Innecesaria herramienta para los que lograron acaparar las cámaras legislativas, esta figura quedó pronto acotada a sectores marginales en la periferia del arco, fundamentalmente extremismos de izquierda y derecha. Entre este último surgió una subcultura marcada por un estilo intensamente kitsch, alrededor de cada uno de los tenderetes que servían como banderines de enganche y puntos de reunión de simpatizantes. Más allá de la búsqueda de prensa o literatura polémica, estos acudían para abastecerse principalmente de una quincalla integrada por llaveros, pisacorbatas e insignias, así como de las –entonces imprescindibles– banderitas adhesivas que pegaban en las correas de los relojes.
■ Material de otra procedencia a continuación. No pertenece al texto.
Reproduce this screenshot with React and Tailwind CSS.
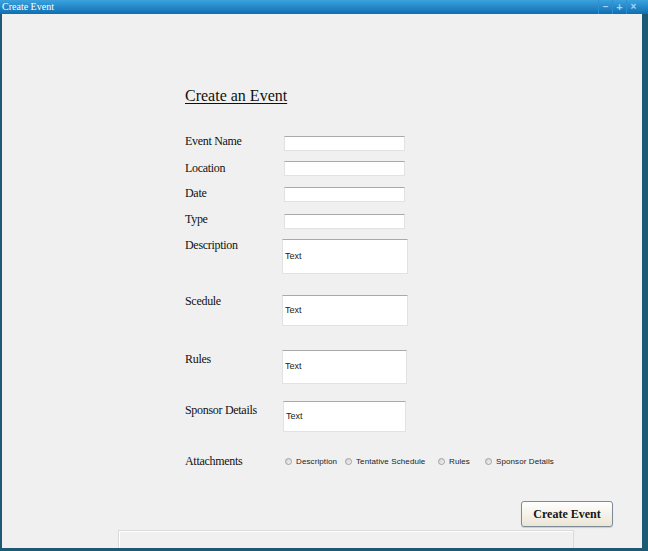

Ya fuese con los colores rojigualdos de la enseña nacional, los rojinegros de la falangista o los rojos y azules de esa Fuerza Nueva que acaudillara el audaz notario Blas Piñar, portavoz de los nostálgicos que soñaban con la pervivencia imposible de un franquismo sin Franco.

Al margen del recuerdo de la desconfianza que solían inspirar entre el grueso de la ciudadanía, los que así se exhibían desde posiciones de diestra o siniestra, podemos juzgar con cierta perspectiva sus actitudes. Gracias al conocimiento de la ulterior evolución de los hechos, sólo cabe calificarlas como propias de la extraordinaria ingenuidad de quienes carecieron de la habilidad adecuada para adaptarse a las nuevas realidades y encontrar su hueco en ellas.